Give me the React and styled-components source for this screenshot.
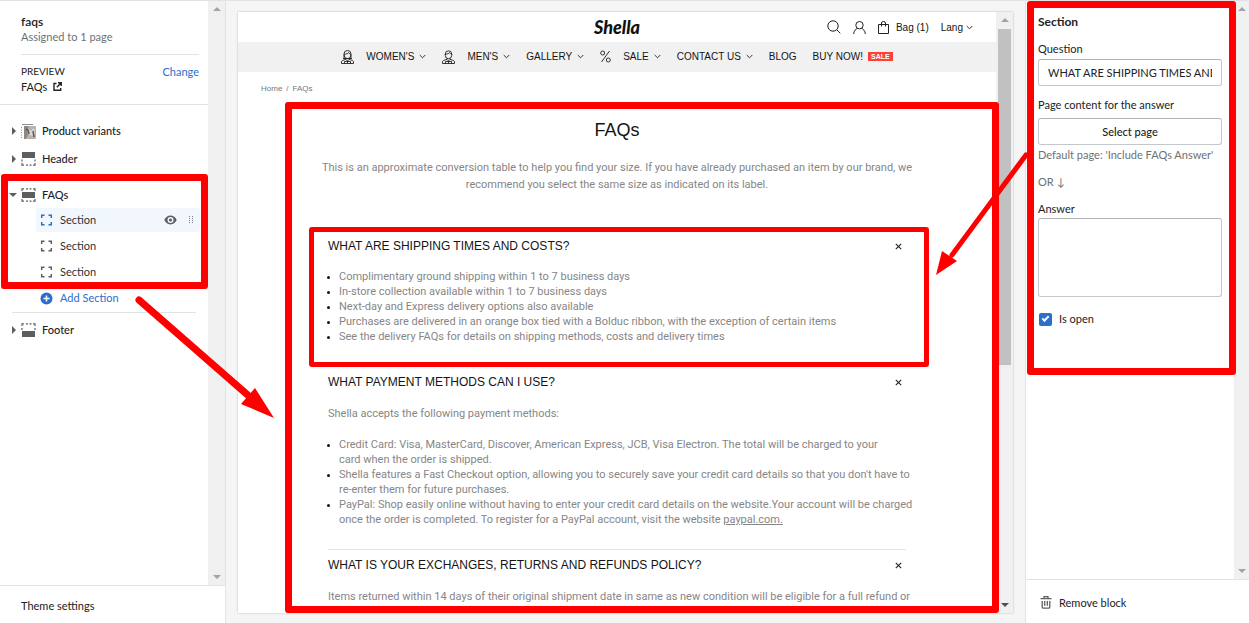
import React from "react";
import styled, { createGlobalStyle, css } from "styled-components";

const RED = "#ff0000";
const uiFont = `Lato, "Open Sans", sans-serif`;
const shopFont = `"Liberation Sans", Arial, sans-serif`;
const proseFont = `Roboto, "Liberation Sans", sans-serif`;

const GlobalStyle = createGlobalStyle`
  *, *::before, *::after { box-sizing: border-box; }
  body { margin: 0; background: #f5f5f5; font-family: ${uiFont}; font-size: 11px; line-height: 16px; color: #202223; }
  h1, h2, h3, p, ul { margin: 0; padding: 0; font-weight: 400; }
  button, input, textarea { font: inherit; color: inherit; }
  button { background: none; border: 0; padding: 0; text-align: left; cursor: pointer; }
  a { color: inherit; text-decoration: none; }
`;

const Editor = styled.div`
  display: grid;
  grid-template-columns: 226px minmax(0, 1fr) 224px;
  height: 100vh;
  border-top: 1px solid #e1e3e5;
  overflow: hidden;
`;

const Panel = styled.aside`
  display: flex;
  flex-direction: column;
  min-height: 0;
  background: #fff;
  position: relative;
  ${(p) => (p.$side === "left" ? "border-right" : "border-left")}: 1px solid #e1e3e5;
  z-index: 2;
`;

const PanelScroll = styled.div`
  flex: 1;
  display: flex;
  min-height: 0;
`;

const PanelBody = styled.div`
  flex: 1;
  min-width: 0;
`;

const PanelFooter = styled.footer`
  display: flex;
  align-items: center;
  height: ${(p) => p.$height}px;
  padding: 2px ${(p) => p.$pad}px 0;
  border-top: 1px solid #e1e3e5;
`;

const FooterButton = styled.button`
  display: flex;
  align-items: center;
  gap: 7px;
`;

const Track = styled.div`
  width: ${(p) => p.$width || 17}px;
  flex: none;
  display: flex;
  flex-direction: column;
  align-items: center;
  justify-content: space-between;
  padding: 6px 0;
  background: #f0f0f0;
`;

const Thumb = styled.div`
  width: 13px;
  height: 336px;
  margin: 7px 0 auto;
  background: #c1c1c1;
`;

const Arrowhead = styled.span`
  border: 4px solid transparent;
  ${(p) =>
    p.$up
      ? css`border-top: 0; border-bottom-color: ${p.$color || "#a3a3a3"};`
      : css`border-bottom: 0; border-top-color: ${p.$color || "#a3a3a3"};`}
`;

function Scrollbar({ width, thumb, downColor }) {
  return (
    <Track $width={width} aria-hidden="true">
      <Arrowhead $up />
      {thumb && <Thumb />}
      <Arrowhead $color={downColor} />
    </Track>
  );
}

/* Red callout frame drawn round its parent */
const Callout = styled.div`
  position: absolute;
  top: ${(p) => p.$top}px;
  right: ${(p) => p.$right}px;
  bottom: ${(p) => p.$bottom}px;
  left: ${(p) => p.$left}px;
  border: ${(p) => p.$weight || 7}px solid ${RED};
  border-radius: 3px;
  pointer-events: none;
  z-index: 3;
`;

const CalloutArrow = styled.svg`
  position: absolute;
  top: ${(p) => p.$top}px;
  left: ${(p) => p.$left}px;
  pointer-events: none;
  z-index: 4;
`;

/* ---------- left panel ---------- */

const TemplateHead = styled.header`
  padding: 13px 9px 10px 21px;
  border-bottom: 1px solid #e1e3e5;
`;

const TemplateName = styled.h1`
  font-size: 12px;
  line-height: 15px;
  font-weight: 600;
`;

const Muted = styled.p`
  color: #6d7175;
  line-height: 16px;
`;

const PreviewRow = styled.div`
  display: flex;
  justify-content: space-between;
  margin-top: 9px;
  padding-top: 9px;
  border-top: 1px solid #e1e3e5;
  line-height: 15px;
`;

const PreviewLabel = styled.div`
  font-size: 10px;
`;

const PreviewLink = styled.a`
  display: flex;
  align-items: center;
  gap: 6px;
`;

const LinkButton = styled.button`
  align-self: flex-start;
  color: #2c6ecb;
  line-height: 15px;
`;

const Tree = styled.nav`
  padding: 12px 0 0;
`;

const TreeItem = styled.button`
  display: flex;
  align-items: center;
  width: 100%;
  height: ${(p) => p.$height || 28}px;
  padding-left: 11px;
  font-weight: 500;
`;

const Caret = styled.span`
  width: 10px;
  display: flex;

  &::before {
    content: "";
    border: 4px solid transparent;
    ${(p) =>
      p.$open
        ? css`border-width: 4px 4px 0; border-top-color: #5c5f62; margin-left: -2px;`
        : css`border-width: 4px 0 4px 4px; border-left-color: #5c5f62; margin-left: 1px;`}
  }
`;

const TreeIcon = styled.span`
  display: flex;
  width: 21px;
`;

const Group = styled.div`
  position: relative;
  padding-top: 9px;
`;

const BlockRow = styled.div`
  display: flex;
  align-items: center;
  height: 24px;
  margin: 0 8px 2px 36px;
  padding: 0 6px 0 4px;
  border-radius: 3px;
  background: ${(p) => (p.$active ? "#f2f7fe" : "transparent")};
  color: ${(p) => (p.$accent ? "#2c6ecb" : "#303335")};
`;

const BlockName = styled.button`
  flex: 1;
  display: flex;
  align-items: center;
  gap: 7px;
`;

const IconButton = styled.button`
  display: flex;
  margin-left: ${(p) => p.$gap || 0}px;
`;

const Rule = styled.hr`
  margin: 2px 12px 3px;
  border: 0;
  border-top: 1px solid #e1e3e5;
`;

function TemplateIcon({ solid }) {
  const y = { top: 0, middle: 4, bottom: 8 }[solid];
  return (
    <svg width="15" height="14" viewBox="0 0 15 14" fill="none" stroke="#5c5f62" strokeWidth="1.200">
      <rect x="1" y={y} width="13" height="6" fill="#5c5f62" stroke="none" />
      {solid !== "top" && <path d="M1 3V.8h2M5 .8h2M8.500 .8h2M12 .8h2V3" />}
      {solid === "bottom" && <path d="M1 5v2M14 5v2" />}
      {solid !== "bottom" && <path d="M1 11v2.200h2M5 13.200h2M8.500 13.200h2M12 13.200h2V11" />}
      {solid === "top" && <path d="M1 7.500v2M14 7.500v2" />}
    </svg>
  );
}

function VariantIcon() {
  return (
    <svg width="15" height="15" viewBox="0 0 15 15">
      <path d="M1 .5h11" stroke="#8a8c8e" />
      <path d="M.5 3v11" stroke="#8a8c8e" strokeDasharray="1 1.500" />
      <rect x="3" y="2" width="12" height="13" rx="1" fill="#b9b2ae" />
      <path d="M3 2h5l-2 4 1 5-2 4H3z" fill="#8b8887" />
      <path d="M7 5l3 2 3-3 1 6-3 2-4-2z" fill="#ddd5cf" />
      <path d="M5 5l2 1 1 4M12 7l1 6" stroke="#5e5654" strokeWidth="1.500" fill="none" />
    </svg>
  );
}

function BlockIcon({ color }) {
  return (
    <svg width="13" height="12" viewBox="0 0 13 12" fill="none" stroke={color} strokeWidth="1.500">
      <path d="M1.700 4V1.200H4.500M8.500 1.200h2.800V4M11.300 8v2.800H8.500M4.500 10.800H1.700V8" />
    </svg>
  );
}

function PlusIcon() {
  return (
    <svg width="13" height="13" viewBox="0 0 13 13">
      <circle cx="6.500" cy="6.500" r="6" fill="#2c6ecb" />
      <path d="M6.500 3.500v6M3.500 6.500h6" stroke="#fff" strokeWidth="1.500" />
    </svg>
  );
}

function EyeIcon() {
  return (
    <svg width="13" height="10" viewBox="0 0 13 10">
      <path d="M.3 5C1.500 2.300 3.800.6 6.500.6S11.500 2.300 12.700 5C11.500 7.700 9.200 9.400 6.500 9.400S1.500 7.700.3 5z" fill="#5c5f62" />
      <circle cx="6.500" cy="5" r="3" fill="#f2f7fe" />
      <circle cx="6.500" cy="5" r="1.600" fill="#5c5f62" />
    </svg>
  );
}

function DragIcon() {
  return (
    <svg width="6" height="8" viewBox="0 0 6 8" fill="#7c8186">
      {[0, 2, 4, 6].map((y) => (
        <path key={y} d={`M1 ${y}h1v1H1zM4 ${y}h1v1H4z`} />
      ))}
    </svg>
  );
}

function ExternalIcon() {
  return (
    <svg width="9" height="9" viewBox="0 0 9 9" fill="none" stroke="#202223" strokeWidth="1.400">
      <path d="M3.500 1.500H1v6.700h6.700V6M5 .8h3.200V4M8 1L3.800 5.200" />
    </svg>
  );
}

function TrashIcon() {
  return (
    <svg width="12" height="13" viewBox="0 0 12 13" fill="none" stroke="#5c5f62" strokeWidth="1.300">
      <path d="M.5 2.700h11M4 2.500V.7h4v1.800M2.200 5v6q0 1.200 1.200 1.200h5.200q1.200 0 1.200-1.200V5M4.700 5v4.700M7.300 5v4.700" />
    </svg>
  );
}

/* ---------- shop preview ---------- */

const Stage = styled.main`
  min-width: 0;
  min-height: 0;
  padding: 11px 12px 10px;
  display: flex;
`;

const Frame = styled.div`
  position: relative;
  flex: 1;
  min-width: 0;
  display: flex;
  background: #fff;
  box-shadow: 0 0 2px rgba(0, 0, 0, 0.25);
`;

const Shop = styled.div`
  flex: 1;
  min-width: 0;
  overflow: hidden;
  font-family: ${shopFont};
  font-size: 11px;
  line-height: 15px;
  color: #141414;
`;

const ShopHeader = styled.header`
  display: grid;
  grid-template-columns: 1fr auto 1fr;
  align-items: center;
  height: 30px;
  padding: 0 23px;
`;

const Logo = styled.a`
  grid-column: 2;
  font-family: Lato, sans-serif;
  font-size: 18px;
  line-height: 30px;
  font-weight: 900;
  font-style: italic;
  color: #111;
`;

const Tools = styled.div`
  display: flex;
  justify-content: flex-end;
  align-items: center;
  gap: 12px;
  font-size: 10px;
`;

const Tool = styled.button`
  display: flex;
  align-items: center;
  gap: ${(p) => p.$gap || 0}px;
`;

const ShopNav = styled.nav`
  display: flex;
  justify-content: center;
  align-items: center;
  gap: 16px;
  height: 30px;
  padding-bottom: 1px;
  background: #f1f1f1;
  font-size: 10px;
`;

const NavItem = styled.a`
  display: flex;
  align-items: center;
  gap: 5px;
  white-space: nowrap;
`;

const NavIcon = styled.span`
  display: flex;
  margin-right: 7px;
`;

const SaleBadge = styled.span`
  padding: 0 3px;
  background: #f9423a;
  color: #fff;
  font-size: 7px;
  font-weight: 700;
  line-height: 9px;
`;

const Breadcrumb = styled.div`
  display: flex;
  gap: 4px;
  padding: 9px 23px;
  font-size: 8px;
  color: #777;
`;

const Content = styled.section`
  padding: 13px 86px 0;
`;

const Title = styled.h2`
  font-size: 18px;
  line-height: 24px;
  text-align: center;
`;

const Intro = styled.p`
  margin: 0 -12px;
  padding: 17px 0 37px;
  line-height: 17px;
  font-family: ${proseFont};
  text-align: center;
  color: #868686;
`;

const FaqItem = styled.article`
  position: relative;
  margin: 0 4px;
  border-top: 1px solid #e4e4e4;
`;

const Question = styled.button`
  display: flex;
  justify-content: space-between;
  align-items: center;
  width: 100%;
  padding: 8px 4px 8px 0;
  font-size: 12px;
  line-height: 15px;
`;

const Answer = styled.div`
  margin-right: -12px;
  padding: 7px 0 22px;
  font-family: ${proseFont};
  color: #868686;

  p { padding-top: 1px; }
  p + ul { margin-top: 16px; }
  a { text-decoration: underline; }
`;

const Bullets = styled.ul`
  padding-left: 11px;
  list-style: disc;

  li::marker { color: #141414; font-size: 9px; }
`;

function Chevron() {
  return (
    <svg width="7" height="5" viewBox="0 0 7 5" fill="none" stroke="#333">
      <path d="M.7 1l2.800 2.800L6.300 1" />
    </svg>
  );
}

function Cross() {
  return (
    <svg width="7" height="7" viewBox="0 0 7 7" fill="none" stroke="#222" strokeWidth="1.100">
      <path d="M.8.8l5.400 5.400M6.200.8L.8 6.200" />
    </svg>
  );
}

function PersonIcon({ long }) {
  return (
    <svg width="13" height="14" viewBox="0 0 13 14" fill="none" stroke="#222" strokeWidth=".9">
      <path d={long ? "M3 8.500V4a3.500 3.500 0 0 1 7 0v4.500M2 8.500h9" : "M3.300 5V4a3.200 3.200 0 0 1 6.400 0v1"} />
      <path d="M3.300 4.200C5.500 4.200 7 3.500 7.500 2.500c.5 1 1.200 1.500 2.200 1.700v1.300a3.200 3.200 0 0 1-6.400 0z" />
      <path d="M5 8.300v1L1.500 10.500Q.5 11 .5 12v1.500h12V12q0-1-1-1.500L8 9.300v-1M3.500 11.500v2M9.500 11.500v2M5 9.500l1.500 1.500L8 9.500M6.500 11v2.500M3.500 11.500h6" />
    </svg>
  );
}

function PercentIcon() {
  return (
    <svg width="11" height="13" viewBox="0 0 11 13" fill="none" stroke="#333">
      <circle cx="2.700" cy="3" r="2" />
      <circle cx="8.300" cy="10" r="2" />
      <path d="M9.500 1L1.500 12" />
    </svg>
  );
}

function SearchIcon() {
  return (
    <svg width="14" height="14" viewBox="0 0 14 14" fill="none" stroke="#222">
      <circle cx="6" cy="6" r="5.200" />
      <path d="M9.800 9.800l3.500 3.500" />
    </svg>
  );
}

function UserIcon() {
  return (
    <svg width="13" height="13" viewBox="0 0 13 13" fill="none" stroke="#222">
      <circle cx="6.500" cy="4.200" r="3.700" />
      <path d="M.6 13C1 9.500 3 7.800 4.500 7.400M12.400 13C12 9.500 10 7.800 8.500 7.400" />
    </svg>
  );
}

function BagIcon() {
  return (
    <svg width="11" height="13" viewBox="0 0 11 13" fill="none" stroke="#222">
      <path d="M.5 3.500h10v9H.5zM3.500 5.500V2a2 1.500 0 0 1 4 0v3.500" />
    </svg>
  );
}

const MENU = [
  { label: "WOMEN'S", icon: <PersonIcon long />, menu: true },
  { label: "MEN'S", icon: <PersonIcon />, menu: true },
  { label: "GALLERY", menu: true },
  { label: "SALE", icon: <PercentIcon />, menu: true },
  { label: "CONTACT US", menu: true },
  { label: "BLOG" },
  { label: "BUY NOW!", badge: "SALE" },
];

/* ---------- right panel ---------- */

const Settings = styled.form`
  position: relative;
  display: flex;
  flex-direction: column;
  height: 374px;
  padding: 13px 12px 0;
`;

const SettingsTitle = styled.h2`
  font-size: 12px;
  line-height: 16px;
  font-weight: 700;
  margin-bottom: 11px;
`;

const FieldLabel = styled.label`
  line-height: 16px;
  margin-bottom: ${(p) => p.$gap || 2}px;
`;

const controlStyle = css`
  width: 100%;
  border: 1px solid #c4c8cc;
  border-top-color: #aeb4b9;
  border-radius: 3px;
  background: #fff;
`;

const TextInput = styled.input`
  ${controlStyle}
  height: 27px;
  padding: 0 9px;
  margin-bottom: 11px;
`;

const PageButton = styled.button`
  ${controlStyle}
  height: 27px;
  text-align: center;
  font-weight: 500;
  margin-bottom: 2px;
`;

const TextArea = styled.textarea`
  ${controlStyle}
  display: block;
  height: 79px;
  resize: none;
  margin-bottom: 14px;
`;

const Hint = styled(Muted)`
  margin-bottom: 11px;
`;

const CheckLabel = styled.label`
  display: flex;
  align-items: center;
  gap: 7px;
  padding-left: 1px;
`;

const CheckBox = styled.input`
  appearance: none;
  width: 13px;
  height: 13px;
  margin: 0;
  display: grid;
  place-items: center;
  border-radius: 2px;
  background: #2c6ecb;

  &:checked::before {
    content: "";
    width: 7px;
    height: 4px;
    border: solid #fff;
    border-width: 0 0 2px 2px;
    transform: translateY(-1px) rotate(-45deg);
  }
`;

function LeftPanel() {
  return (
    <Panel $side="left">
      <PanelScroll>
        <PanelBody>
          <TemplateHead>
            <TemplateName>faqs</TemplateName>
            <Muted>Assigned to 1 page</Muted>
            <PreviewRow>
              <div>
                <PreviewLabel>PREVIEW</PreviewLabel>
                <PreviewLink href="#faqs">
                  FAQs <ExternalIcon />
                </PreviewLink>
              </div>
              <LinkButton type="button">Change</LinkButton>
            </PreviewRow>
          </TemplateHead>
          <Tree>
            <TreeItem type="button">
              <Caret />
              <TreeIcon><VariantIcon /></TreeIcon>
              Product variants
            </TreeItem>
            <TreeItem type="button">
              <Caret />
              <TreeIcon><TemplateIcon solid="top" /></TreeIcon>
              Header
            </TreeItem>
            <Group>
              <TreeItem type="button" aria-expanded="true" $height={26}>
                <Caret $open />
                <TreeIcon><TemplateIcon solid="middle" /></TreeIcon>
                FAQs
              </TreeItem>
              <BlockRow $active>
                <BlockName type="button"><BlockIcon color="#2c6ecb" />Section</BlockName>
                <IconButton type="button" aria-label="Hide block"><EyeIcon /></IconButton>
                <IconButton type="button" aria-label="Move block" $gap={11}><DragIcon /></IconButton>
              </BlockRow>
              <BlockRow>
                <BlockName type="button"><BlockIcon color="#5c5f62" />Section</BlockName>
              </BlockRow>
              <BlockRow>
                <BlockName type="button"><BlockIcon color="#5c5f62" />Section</BlockName>
              </BlockRow>
              <BlockRow $accent>
                <BlockName type="button"><PlusIcon />Add Section</BlockName>
              </BlockRow>
              <Callout $top={1} $right={0} $bottom={21} $left={1} />
              <CalloutArrow $top={122} $left={134} width="142" height="124" viewBox="0 0 142 124">
                <path d="M5 5L116 102" stroke={RED} strokeWidth="7" strokeLinecap="round" />
                <path d="M140 123L107 109L121 93z" fill={RED} />
              </CalloutArrow>
            </Group>
            <Rule />
            <TreeItem type="button">
              <Caret />
              <TreeIcon><TemplateIcon solid="bottom" /></TreeIcon>
              Footer
            </TreeItem>
          </Tree>
        </PanelBody>
        <Scrollbar />
      </PanelScroll>
      <PanelFooter $height={38} $pad={21}>
        <FooterButton type="button">Theme settings</FooterButton>
      </PanelFooter>
    </Panel>
  );
}

function FaqEntry({ title, children, marked }) {
  return (
    <FaqItem>
      <Question type="button" aria-expanded="true">
        {title}
        <Cross />
      </Question>
      <Answer>{children}</Answer>
      {marked && <Callout $top={-4} $right={-23} $bottom={-1} $left={-19} $weight={5} />}
    </FaqItem>
  );
}

function Preview() {
  return (
    <Stage>
      <Frame>
        <Shop>
          <ShopHeader>
            <Logo href="#home">Shella</Logo>
            <Tools>
              <Tool type="button" aria-label="Search"><SearchIcon /></Tool>
              <Tool type="button" aria-label="Account"><UserIcon /></Tool>
              <Tool type="button" $gap={7}><BagIcon />Bag (1)</Tool>
              <Tool type="button" $gap={3}>Lang <Chevron /></Tool>
            </Tools>
          </ShopHeader>
          <ShopNav>
            {MENU.map(({ label, icon, menu, badge }) => (
              <NavItem key={label} href="#menu">
                {icon && <NavIcon>{icon}</NavIcon>}
                {label}
                {menu && <Chevron />}
                {badge && <SaleBadge>{badge}</SaleBadge>}
              </NavItem>
            ))}
          </ShopNav>
          <Breadcrumb>
            <a href="#home">Home</a>
            <span>/</span>
            <span>FAQs</span>
          </Breadcrumb>
          <Content>
            <Title>FAQs</Title>
            <Intro>
              This is an approximate conversion table to help you find your size. If you have already purchased an
              item by our brand, we recommend you select the same size as indicated on its label.
            </Intro>
            <FaqEntry title="WHAT ARE SHIPPING TIMES AND COSTS?" marked>
              <Bullets>
                <li>Complimentary ground shipping within 1 to 7 business days</li>
                <li>In-store collection available within 1 to 7 business days</li>
                <li>Next-day and Express delivery options also available</li>
                <li>Purchases are delivered in an orange box tied with a Bolduc ribbon, with the exception of certain items</li>
                <li>See the delivery FAQs for details on shipping methods, costs and delivery times</li>
              </Bullets>
            </FaqEntry>
            <FaqEntry title="WHAT PAYMENT METHODS CAN I USE?">
              <p>Shella accepts the following payment methods:</p>
              <Bullets>
                <li>
                  Credit Card: Visa, MasterCard, Discover, American Express, JCB, Visa Electron. The total will be
                  charged to your
                  <br />
                  card when the order is shipped.
                </li>
                <li>
                  Shella features a Fast Checkout option, allowing you to securely save your credit card details so
                  that you don't have to re-enter them for future purchases.
                </li>
                <li>
                  PayPal: Shop easily online without having to enter your credit card details on the website.Your
                  account will be charged once the order is completed. To register for a PayPal account, visit the
                  website <a href="#paypal">paypal.com.</a>
                </li>
              </Bullets>
            </FaqEntry>
            <FaqEntry title="WHAT IS YOUR EXCHANGES, RETURNS AND REFUNDS POLICY?">
              <p>Items returned within 14 days of their original shipment date in same as new condition will be eligible for a full refund or</p>
            </FaqEntry>
          </Content>
        </Shop>
        <Scrollbar thumb downColor="#505050" />
        <Callout $top={90} $right={14} $bottom={0} $left={47} />
      </Frame>
    </Stage>
  );
}

function RightPanel() {
  return (
    <Panel $side="right">
      <PanelScroll>
        <PanelBody>
          <Settings>
            <SettingsTitle>Section</SettingsTitle>
            <FieldLabel htmlFor="question">Question</FieldLabel>
            <TextInput id="question" defaultValue="WHAT ARE SHIPPING TIMES AND COSTS?" />
            <FieldLabel htmlFor="page" $gap={5}>Page content for the answer</FieldLabel>
            <PageButton id="page" type="button">Select page</PageButton>
            <Hint>Default page: 'Include FAQs Answer'</Hint>
            <Hint>OR ↓</Hint>
            <FieldLabel htmlFor="answer" $gap={1}>Answer</FieldLabel>
            <TextArea id="answer" />
            <CheckLabel>
              <CheckBox type="checkbox" defaultChecked />
              Is open
            </CheckLabel>
            <Callout $top={0} $right={-2} $bottom={0} $left={1} />
          </Settings>
        </PanelBody>
        <Scrollbar width={15} />
      </PanelScroll>
      <PanelFooter $height={44} $pad={14}>
        <FooterButton type="button"><TrashIcon />Remove block</FooterButton>
      </PanelFooter>
      <CalloutArrow $top={148} $left={-92} width="96" height="128" viewBox="0 0 96 128">
        <path d="M92 6L18 106" stroke={RED} strokeWidth="5" strokeLinecap="round" />
        <path d="M2 126L8 102L23 112z" fill={RED} />
      </CalloutArrow>
    </Panel>
  );
}

export default function App() {
  return (
    <>
      <GlobalStyle />
      <Editor>
        <LeftPanel />
        <Preview />
        <RightPanel />
      </Editor>
    </>
  );
}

▶ **Exercise details**
Show the lines of the data that hold the word "components".

▶ **Solved problem**
Give me the React and styled-components source for this screenshot.
import styled, { createGlobalStyle, css } from "styled-components";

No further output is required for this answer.